There are two paths open to China. One is to seek dialogue, and abide by the rule of law. The other is to play the role of Voldemort in the region by letting loose the evil of an arms race and escalation of tensions, although Japan will not escalate the situation from its side.
China’s military build-up, Hayashi argues, is fueled by a Voldemort-like desire for power and domination, while any such actions on the part of Japan are only defensive measures meant to guard against the growing evil in Beijing. “We’re not Voldemort: you are!” seems to be the message the Japanese ambassador meant to send. Still, all of this begs the question, why are these two countries comparing each other to a fictional character in the first place?
I knew the Harry Potter series was a worldwide sensation, but this war of words between the Chinese and Japanese ambassadors has brought it home to me as perhaps nothing else could. Why settle for comparing your political opponent to Hitler when you can compare him to Voldemort?
I would love to ask Voldemort for his opinion on this series of events, but even though that is impossible, I think I can reasonably guess that he would be none too happy about being dragged into Muggle political affairs. Perhaps he would conclude that these two men must have both been hit by Confundus Charms. Poor Voldy! The utter humiliation of it all!

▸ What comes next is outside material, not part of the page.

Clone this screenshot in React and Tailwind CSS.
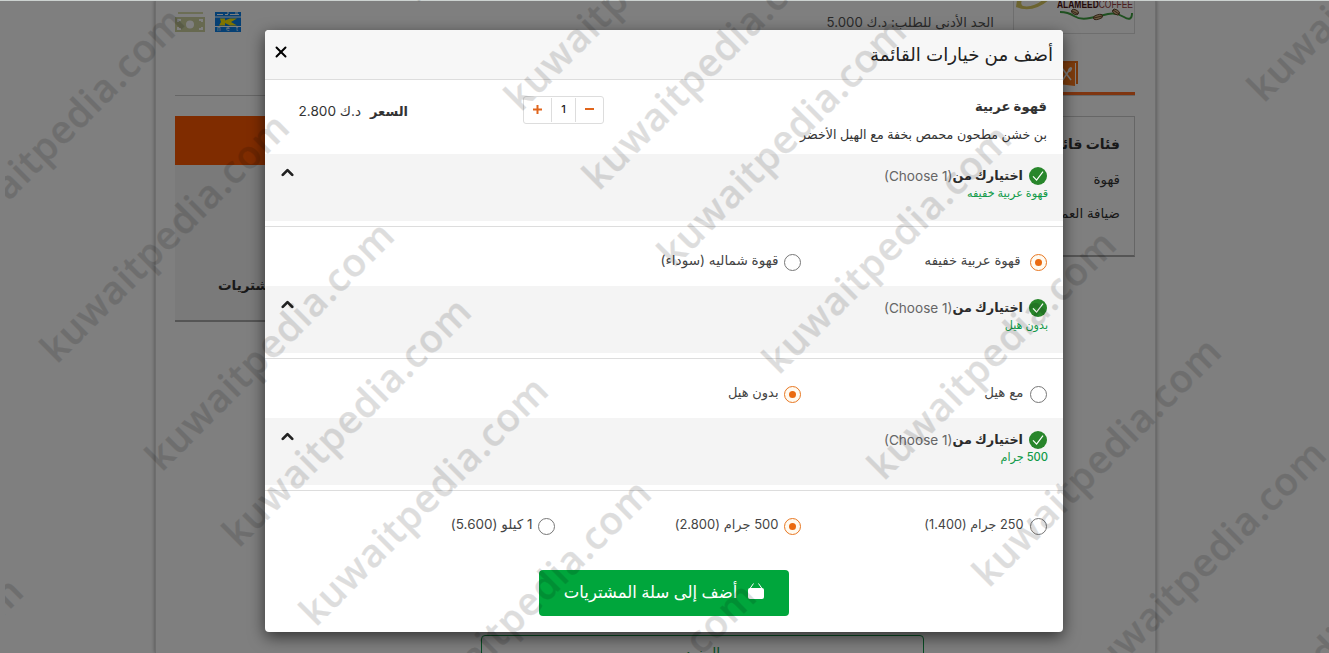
import React, { useState } from "react";
import { ChevronUp, X } from "lucide-react";

const GROUPS = [
  {
    id: "type",
    picked: 0,
    options: [
      { label: "قهوة عربية خفيفه", className: "mr-[9px] text-[13.2px]" },
      { label: "قهوة شماليه (سوداء)", className: "mr-[5px] text-[13.6px]" },
    ],
    summary: "قهوة عربية خفيفه",
  },
  {
    id: "cardamom",
    picked: 1,
    options: [
      { label: "مع هيل", className: "mr-[6px] text-[13.4px]" },
      { label: "بدون هيل", className: "mr-[5px] text-[13px]" },
    ],
    summary: "بدون هيل",
  },
  {
    id: "weight",
    picked: 1,
    options: [
      { label: "250 جرام (1.400)", className: "mr-[6px] text-[12.7px]" },
      { label: "500 جرام (2.800)", className: "mr-[5px] text-[13px]" },
      { label: "1 كيلو (5.600)", className: "mr-[5px] text-[13.5px]" },
    ],
    summary: "500 جرام",
  },
];

// left / top of the baseline start of every stamp
const STAMPS = [
  [-49, 258], [56, 364], [161, 472], [238, 548], [315, 627], [418, 730], [523, 833],
  [416, 3], [520, 112], [598, 191], [673, 268], [778, 375], [883, 481], [988, 588],
  [1093, 691], [1198, 796], [1263, 103], [-210, 828],
];

const CheckBadge = () => (
  <svg viewBox="0 0 18 18" className="w-[18px] h-[18px] shrink-0">
    <circle cx="9" cy="9" r="9" fill="#28862b" />
    <path d="M4 9.4 L7.6 13.1 L14 4.6" fill="none" stroke="#fff" strokeWidth="1.2" />
  </svg>
);

const Radio = ({ checked }) => (
  <span
    className={`w-[17px] h-[17px] rounded-full border flex items-center justify-center shrink-0 ${
      checked ? "border-[#e87722] bg-[#fffaf0]" : "border-[#777] bg-white"
    }`}
  >
    {checked && <span className="w-[7px] h-[7px] rounded-full bg-[#ea6a10]" />}
  </span>
);

const OptionGroup = ({ group }) => {
  const [picked, setPicked] = useState(group.picked);

  return (
    <div className="h-[132px] flex flex-col">
      {/* Group header */}
      <div className="h-[67px] bg-[#f4f4f4] flex justify-between pr-[15px] pl-[13px] pt-[13px]">
        <div>
          <div className="flex items-center h-[18px] mr-px whitespace-nowrap">
            <CheckBadge />
            <span className="mr-[6px] text-[12.8px] font-bold text-[#2b2b2b]">اختيارك من</span>
            <span className="text-[13.6px] text-[#666]" dir="ltr">
              (Choose 1)
            </span>
          </div>
          <div className="text-[11.2px] leading-[16px] text-[#109a48] font-medium whitespace-nowrap">
            {group.summary}
          </div>
        </div>
        <ChevronUp className="w-[19px] h-[19px] -mt-[4px] text-[#222]" strokeWidth={3.5} />
      </div>

      {/* Options */}
      <div className="mt-[5px] border-t border-[#ddd] pr-[16.5px] pt-[26.5px] flex">
        {group.options.map((o, idx) => (
          <div
            key={idx}
            className="w-[246px] h-[17px] flex items-center cursor-pointer"
            onClick={() => setPicked(idx)}
          >
            <Radio checked={picked === idx} />
            <span className={`whitespace-nowrap leading-[17px] -mt-[4px] text-[#444] ${o.className}`}>
              {o.label}
            </span>
          </div>
        ))}
      </div>
    </div>
  );
};

const Shop = () => (
  <div className="w-[1001px] h-[653px] mr-[173px] border-x border-[#ddd] bg-white shadow-[0_0_4px_#999] pr-[20px] pl-[19px] flex flex-col">
    <div className="h-[34px] flex justify-between shrink-0">
      <div className="flex">
        <div className="w-[122px] h-[34px] border border-t-0 border-[#ddd] overflow-hidden" dir="ltr">
          <svg viewBox="0 0 122 34" className="w-[122px] h-[34px]">
            <path d="M2 7 Q18 14 35 0 L29 0 Q18 8 9 6 Q6 4 8 0 L3 0z" fill="#d9c860" />
            <text x="43" y="8" fontSize="10.5" textLength="76" lengthAdjust="spacingAndGlyphs" fontFamily="Liberation Sans">
              <tspan fontWeight="bold" fill="#4a1010">ALAMEED</tspan>
              <tspan fill="#963d3d">COFFEE</tspan>
            </text>
            <path d="M46 12 Q54 12 60 16 T76 18 T94 14 T110 17 T118 13" fill="none" stroke="#3fa040" strokeWidth="2" />
            <g fill="#d8b888" stroke="#50301a" strokeWidth="0.8">
              <ellipse cx="61" cy="12" rx="3.8" ry="2.3" transform="rotate(25 61 12)" />
              <ellipse cx="84" cy="17" rx="4.8" ry="2.3" transform="rotate(-15 84 17)" />
              <ellipse cx="102" cy="12" rx="3.8" ry="2.3" transform="rotate(30 102 12)" />
              <path d="M58 11l6 3M80 18l8-2M99 10l6 4" />
            </g>
          </svg>
        </div>
        <span className="mr-[19px] mt-[12px] text-[13.25px] leading-[20px] text-[#555] whitespace-nowrap">
          الحد الأدنى للطلب: د.ك 5.000
        </span>
      </div>
      <div className="flex gap-[10px] mt-[12px]">
        <svg viewBox="0 0 26 20" className="w-[26px] h-[20px]" direction="ltr">
          <rect width="26" height="20" fill="#0d80e8" />
          <rect y="4.5" width="26" height="1" fill="#fff" />
          <rect y="14" width="26" height="1" fill="#fff" />
          <path d="M5 6.500h5v2L15 6.500h7l-6 3.500 6 3.500h-7L10 11v2.500H4l2-3.500z" fill="#ffe800" />
          <path d="M2 2.500h6M10 2.500h3M15 2.500h9M12 1h2M20 1h3" stroke="#fff" strokeWidth="1.2" />
          <text fontSize="6" fill="#fff" y="19">
            <tspan x="2">n</tspan>
            <tspan x="11">e</tspan>
            <tspan x="21">t</tspan>
          </text>
        </svg>
        <svg viewBox="0 0 30 20" className="w-[30px] h-[20px]">
          <rect x="3" width="25" height="2" fill="#d8dcaa" />
          <rect y="5" width="30" height="15" fill="#cfd2a0" />
          <circle cx="15" cy="12.5" r="4" fill="#fff" />
          <path d="M3 10V8h3M24 8h3v2M3 15v2h3M24 17h3v-2" fill="none" stroke="#fff" strokeWidth="2" />
        </svg>
      </div>
    </div>

    <div className="h-[62px] shrink-0 border-b border-[#ccc] flex flex-col justify-end">
      <svg viewBox="0 0 20 26" className="w-[20px] h-[26px] mr-[57px] mb-[5px]">
        <path d="M2 0h18v23h-2V2H2z" fill="#f07018" />
        <path d="M0 2h17v23L0 23z" fill="#ff7a1a" />
        <path d="M4 7l9 12M12 8L4 20" stroke="#fff" strokeWidth="1.5" />
        <ellipse cx="12" cy="8.500" rx="1.700" ry="2.700" fill="#fff" transform="rotate(35 12 8.500)" />
      </svg>
      <div className="h-[3px] w-[300px] bg-[#ff6a20]" />
    </div>

    <div className="flex justify-between mt-[20px]">
      <div className="w-[240px] h-[141px] border border-[#ccc] border-b-2 border-b-[#aaa] pr-[14px] pt-[17px] text-[#333]">
        <div className="text-[14px] leading-[20px] font-bold">فئات قائمة الطعام</div>
        <div className="text-[13.4px] leading-[20px] mt-[15px]">قهوة</div>
        <div className="text-[13.4px] leading-[20px] mt-[14px]">ضيافة العميد</div>
      </div>
      <div className="w-[240px] h-[206px] bg-[#f4f4f4] border-b-2 border-[#aaa]">
        <div className="h-[49px] bg-[#ff5800]" />
        <div className="mt-[110px] pl-[43px] text-left text-[13.5px] leading-[20px] font-bold text-[#333]">
          سلة المشتريات
        </div>
      </div>
    </div>

    <div className="mt-[313px] mr-[211px] w-[443px] h-[40px] shrink-0 rounded border border-[#109a48] text-center text-[14px] leading-[34px] text-[#109a48]">
      المزيد
    </div>
  </div>
);

const MenuModal = () => {
  const [qty, setQty] = useState(1);

  return (
    <div className="w-[798px] h-[602px] bg-white rounded-[4px] overflow-hidden shadow-[0_5px_16px_rgba(0,0,0,0.6)]">
      <div className="h-[50px] bg-[#f7f7f7] border-b border-[#ddd] flex items-center justify-between pr-[10px] pl-[7px]">
        <div className="text-[18.3px] text-[#222] whitespace-nowrap">أضف من خيارات القائمة</div>
        <X className="w-[18px] h-[18px] -mt-[5px] text-black" strokeWidth={2.6} />
      </div>

      {/* Item, quantity and price */}
      <div className="h-[74px] flex pr-4 pt-4">
        <div className="w-[443px] shrink-0 whitespace-nowrap text-[#333]">
          <div className="text-[13.2px] leading-[20px] font-bold">قهوة عربية</div>
          <div className="text-[12.65px] leading-[20px] mt-[9px]">بن خشن مطحون محمص بخفة مع الهيل الأخضر</div>
        </div>
        <div className="w-[81px] h-[28px] border border-[#ddd] rounded-[3px] flex items-center shrink-0">
          <button
            className="w-[27px] h-full flex items-center justify-center"
            onClick={() => setQty(Math.max(1, qty - 1))}
          >
            <span className="w-[9px] h-[2px] bg-[#e0651c] -mt-[2px]" />
          </button>
          <span className="w-[25px] h-[24px] border-x border-[#ddd] text-center text-[11px] leading-[23px] font-medium text-[#222]">
            {qty}
          </span>
          <button className="flex-1 h-full flex items-center justify-center" onClick={() => setQty(qty + 1)}>
            <svg viewBox="0 0 9 9" className="w-[9px] h-[9px] -mt-[2px]">
              <path d="M4.5 0v9M0 4.5h9" stroke="#e0651c" strokeWidth="2" />
            </svg>
          </button>
        </div>
        <div className="mr-[115px] mt-[5px] text-[13px] leading-[20px] text-[#333] whitespace-nowrap flex gap-[9px]">
          <b>السعر</b>
          <span className="text-[13.6px]">د.ك 2.800</span>
        </div>
      </div>

      {GROUPS.map((g) => (
        <OptionGroup key={g.id} group={g} />
      ))}

      <button className="w-[250px] h-[46px] mt-[20px] mr-[274px] rounded-[4px] bg-[#00a63c] text-white flex items-center justify-center gap-[11px]">
        <svg viewBox="0 0 16 16" className="w-[16px] h-[16px] -mt-[5px]">
          <rect y="5" width="16" height="11" rx="2" fill="#fff" />
          <path d="M2 5.500L5.500 .5M14 5.500L10.500 .5" stroke="#fff" />
        </svg>
        <span className="text-[16.5px] font-medium whitespace-nowrap -mt-[2px]">أضف إلى سلة المشتريات</span>
      </button>
    </div>
  );
};

const App = () => {
  return (
    <div
      dir="rtl"
      className="relative w-[1329px] h-[653px] overflow-hidden bg-white font-['Inter','DejaVu_Sans',sans-serif]"
    >
      <Shop />

      <div className="absolute inset-0 bg-black/50 border-t border-[#ccd2d0] pt-[29px] pr-[266px]">
        <MenuModal />
      </div>

      {/* Watermark layer */}
      <div className="absolute inset-y-0 left-[5px] right-0 overflow-hidden pointer-events-none opacity-[0.13]" dir="ltr">
        {STAMPS.map(([x, y], idx) => (
          <span
            key={idx}
            style={{ left: x - 5, top: y - 42 }}
            className="absolute origin-[0_42px] -rotate-45 leading-[56px] text-[38.5px] font-semibold tracking-[0.9px] whitespace-nowrap text-black [-webkit-text-stroke:0.3px_black] font-['Open_Sans',sans-serif]"
          >
            kuwaitpedia.com
          </span>
        ))}
      </div>
    </div>
  );
};

export default App;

On a more serious note, it is clear that the historical grievances between these two countries have become more unforgivable than one of Voldemort’s curses, while some of the arguments put forth by Tokyo and Beijing appear more cynically self-serving than one of Gilderoy Lockhart’s biographies. No Rememberalls are needed for these diplomats, though perhaps they could all do with a touch of Veritaserum. Yes, that feels like enough Potter references. Mischief managed!